The request: Every line holding the string "components" should be gathered.

Stored data:
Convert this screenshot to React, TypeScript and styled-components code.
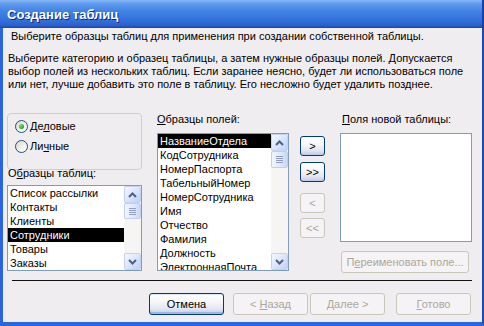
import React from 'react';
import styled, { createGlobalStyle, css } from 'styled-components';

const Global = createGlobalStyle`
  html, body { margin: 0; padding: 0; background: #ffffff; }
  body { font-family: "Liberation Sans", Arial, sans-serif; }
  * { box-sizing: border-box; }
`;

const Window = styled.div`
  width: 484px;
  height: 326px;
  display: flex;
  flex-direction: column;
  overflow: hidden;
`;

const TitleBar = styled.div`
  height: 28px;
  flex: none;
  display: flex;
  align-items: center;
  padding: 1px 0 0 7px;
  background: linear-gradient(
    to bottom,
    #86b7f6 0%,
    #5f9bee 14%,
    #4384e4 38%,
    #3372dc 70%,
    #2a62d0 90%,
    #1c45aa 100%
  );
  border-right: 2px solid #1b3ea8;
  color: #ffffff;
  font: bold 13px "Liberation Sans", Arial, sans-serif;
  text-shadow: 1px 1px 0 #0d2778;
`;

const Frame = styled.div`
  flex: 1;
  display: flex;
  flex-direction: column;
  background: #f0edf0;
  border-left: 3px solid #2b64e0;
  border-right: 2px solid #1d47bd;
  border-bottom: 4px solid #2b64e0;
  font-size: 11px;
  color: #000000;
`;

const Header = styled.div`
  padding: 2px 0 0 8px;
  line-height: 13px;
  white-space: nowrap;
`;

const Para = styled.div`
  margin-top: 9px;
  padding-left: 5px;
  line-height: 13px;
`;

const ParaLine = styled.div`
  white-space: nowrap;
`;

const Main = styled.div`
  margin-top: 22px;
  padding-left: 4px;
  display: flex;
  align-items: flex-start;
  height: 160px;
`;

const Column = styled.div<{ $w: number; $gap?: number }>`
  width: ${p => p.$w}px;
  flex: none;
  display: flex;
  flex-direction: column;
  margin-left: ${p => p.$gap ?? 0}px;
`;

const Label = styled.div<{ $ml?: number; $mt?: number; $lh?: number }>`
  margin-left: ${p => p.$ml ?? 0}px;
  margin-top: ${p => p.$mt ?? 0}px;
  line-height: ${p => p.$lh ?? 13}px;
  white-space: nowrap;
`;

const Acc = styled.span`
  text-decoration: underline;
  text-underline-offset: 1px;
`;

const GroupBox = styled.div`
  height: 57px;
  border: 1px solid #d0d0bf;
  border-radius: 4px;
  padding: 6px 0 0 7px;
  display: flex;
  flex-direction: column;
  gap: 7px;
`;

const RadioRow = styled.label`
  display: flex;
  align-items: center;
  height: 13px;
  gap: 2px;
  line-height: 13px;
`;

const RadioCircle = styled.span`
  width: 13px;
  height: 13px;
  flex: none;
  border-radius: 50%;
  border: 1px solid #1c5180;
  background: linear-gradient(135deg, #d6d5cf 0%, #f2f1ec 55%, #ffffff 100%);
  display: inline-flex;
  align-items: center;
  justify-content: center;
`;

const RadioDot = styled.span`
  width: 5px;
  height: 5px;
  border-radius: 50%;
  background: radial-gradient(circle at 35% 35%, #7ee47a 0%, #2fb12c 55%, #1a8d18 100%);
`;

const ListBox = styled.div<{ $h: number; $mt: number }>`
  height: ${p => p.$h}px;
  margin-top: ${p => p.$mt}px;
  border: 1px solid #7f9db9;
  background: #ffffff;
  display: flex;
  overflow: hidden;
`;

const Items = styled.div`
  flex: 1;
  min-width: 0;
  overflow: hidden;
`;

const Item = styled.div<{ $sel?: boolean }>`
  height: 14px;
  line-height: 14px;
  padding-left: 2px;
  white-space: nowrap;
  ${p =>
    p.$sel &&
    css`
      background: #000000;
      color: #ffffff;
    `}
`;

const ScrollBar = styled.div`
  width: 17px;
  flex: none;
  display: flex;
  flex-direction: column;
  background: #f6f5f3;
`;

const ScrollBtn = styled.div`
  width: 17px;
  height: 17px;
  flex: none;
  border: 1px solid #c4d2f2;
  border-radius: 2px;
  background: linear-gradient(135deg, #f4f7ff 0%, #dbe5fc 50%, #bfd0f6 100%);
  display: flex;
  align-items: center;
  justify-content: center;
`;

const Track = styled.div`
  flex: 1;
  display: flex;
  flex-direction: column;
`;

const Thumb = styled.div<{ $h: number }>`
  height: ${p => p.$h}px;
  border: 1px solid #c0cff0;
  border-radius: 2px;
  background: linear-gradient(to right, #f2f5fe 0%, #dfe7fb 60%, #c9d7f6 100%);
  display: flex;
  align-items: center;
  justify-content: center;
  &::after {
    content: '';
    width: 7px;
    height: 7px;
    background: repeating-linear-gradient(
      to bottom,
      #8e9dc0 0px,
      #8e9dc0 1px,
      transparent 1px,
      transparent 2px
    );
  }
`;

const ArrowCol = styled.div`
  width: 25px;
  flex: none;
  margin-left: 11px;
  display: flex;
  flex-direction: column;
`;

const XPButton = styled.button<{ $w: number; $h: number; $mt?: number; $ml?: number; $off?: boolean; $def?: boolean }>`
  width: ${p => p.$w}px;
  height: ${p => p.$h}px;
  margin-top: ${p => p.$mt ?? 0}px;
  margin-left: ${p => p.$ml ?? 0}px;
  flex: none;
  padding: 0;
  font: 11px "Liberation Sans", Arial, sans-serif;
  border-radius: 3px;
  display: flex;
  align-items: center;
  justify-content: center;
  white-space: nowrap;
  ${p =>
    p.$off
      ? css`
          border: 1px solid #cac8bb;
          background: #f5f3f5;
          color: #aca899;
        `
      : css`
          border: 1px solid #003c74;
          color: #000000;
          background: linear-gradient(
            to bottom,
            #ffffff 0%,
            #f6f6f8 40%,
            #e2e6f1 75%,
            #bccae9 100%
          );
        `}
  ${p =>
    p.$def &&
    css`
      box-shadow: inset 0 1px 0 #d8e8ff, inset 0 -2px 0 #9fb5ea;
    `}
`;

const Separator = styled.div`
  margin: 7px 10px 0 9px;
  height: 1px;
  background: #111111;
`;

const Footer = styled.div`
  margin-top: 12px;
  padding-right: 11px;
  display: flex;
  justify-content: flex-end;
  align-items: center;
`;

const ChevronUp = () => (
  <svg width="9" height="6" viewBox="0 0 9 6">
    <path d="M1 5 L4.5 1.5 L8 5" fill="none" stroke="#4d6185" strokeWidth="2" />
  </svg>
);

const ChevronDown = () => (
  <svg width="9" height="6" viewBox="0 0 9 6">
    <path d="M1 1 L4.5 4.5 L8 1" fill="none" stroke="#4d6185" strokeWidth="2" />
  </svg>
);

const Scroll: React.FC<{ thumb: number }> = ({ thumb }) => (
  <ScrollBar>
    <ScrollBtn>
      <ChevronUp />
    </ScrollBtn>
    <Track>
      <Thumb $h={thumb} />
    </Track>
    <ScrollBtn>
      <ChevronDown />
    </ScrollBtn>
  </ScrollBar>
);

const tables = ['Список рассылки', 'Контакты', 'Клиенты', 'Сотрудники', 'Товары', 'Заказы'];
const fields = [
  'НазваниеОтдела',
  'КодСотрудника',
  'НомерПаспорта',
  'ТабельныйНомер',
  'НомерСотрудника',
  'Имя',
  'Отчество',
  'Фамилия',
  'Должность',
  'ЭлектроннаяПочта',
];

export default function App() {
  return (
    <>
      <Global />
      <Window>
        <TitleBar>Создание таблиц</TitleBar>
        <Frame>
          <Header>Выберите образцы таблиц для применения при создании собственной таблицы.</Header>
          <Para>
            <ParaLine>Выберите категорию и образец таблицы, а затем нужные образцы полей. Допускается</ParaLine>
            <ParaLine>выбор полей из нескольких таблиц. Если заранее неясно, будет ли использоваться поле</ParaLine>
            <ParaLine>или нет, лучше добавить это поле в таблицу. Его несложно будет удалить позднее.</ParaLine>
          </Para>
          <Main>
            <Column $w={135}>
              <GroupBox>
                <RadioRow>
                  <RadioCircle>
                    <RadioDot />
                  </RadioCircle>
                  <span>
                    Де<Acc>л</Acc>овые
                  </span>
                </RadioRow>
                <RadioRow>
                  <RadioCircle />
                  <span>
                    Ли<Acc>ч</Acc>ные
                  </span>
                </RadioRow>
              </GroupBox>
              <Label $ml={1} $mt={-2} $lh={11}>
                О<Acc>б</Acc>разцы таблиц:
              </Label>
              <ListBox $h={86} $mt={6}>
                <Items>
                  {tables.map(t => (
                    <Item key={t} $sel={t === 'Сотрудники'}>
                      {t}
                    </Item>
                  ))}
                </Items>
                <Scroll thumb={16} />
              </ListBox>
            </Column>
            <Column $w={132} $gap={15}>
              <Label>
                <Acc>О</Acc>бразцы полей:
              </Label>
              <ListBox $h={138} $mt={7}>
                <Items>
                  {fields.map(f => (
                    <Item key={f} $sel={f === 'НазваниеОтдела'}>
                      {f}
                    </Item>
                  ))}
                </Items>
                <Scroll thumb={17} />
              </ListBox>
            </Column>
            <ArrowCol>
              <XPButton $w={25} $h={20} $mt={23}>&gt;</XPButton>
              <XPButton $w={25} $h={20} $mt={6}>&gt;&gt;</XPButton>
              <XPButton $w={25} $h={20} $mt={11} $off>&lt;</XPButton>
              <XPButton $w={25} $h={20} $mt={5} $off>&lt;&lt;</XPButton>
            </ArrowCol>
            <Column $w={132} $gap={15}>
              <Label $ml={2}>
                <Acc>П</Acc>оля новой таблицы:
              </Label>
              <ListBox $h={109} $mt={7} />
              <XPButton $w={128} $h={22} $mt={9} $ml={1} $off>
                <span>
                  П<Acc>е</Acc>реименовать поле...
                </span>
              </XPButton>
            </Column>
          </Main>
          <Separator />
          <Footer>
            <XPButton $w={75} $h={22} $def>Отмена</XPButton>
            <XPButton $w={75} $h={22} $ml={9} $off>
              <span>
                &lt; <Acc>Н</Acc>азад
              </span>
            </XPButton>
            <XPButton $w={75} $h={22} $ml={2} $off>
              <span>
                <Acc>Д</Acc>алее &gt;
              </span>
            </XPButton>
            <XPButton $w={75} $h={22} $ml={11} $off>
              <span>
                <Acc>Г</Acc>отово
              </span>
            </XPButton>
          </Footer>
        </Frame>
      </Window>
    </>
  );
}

Worked answer:
Convert this screenshot to React, TypeScript and styled-components code.
import styled, { createGlobalStyle, css } from 'styled-components';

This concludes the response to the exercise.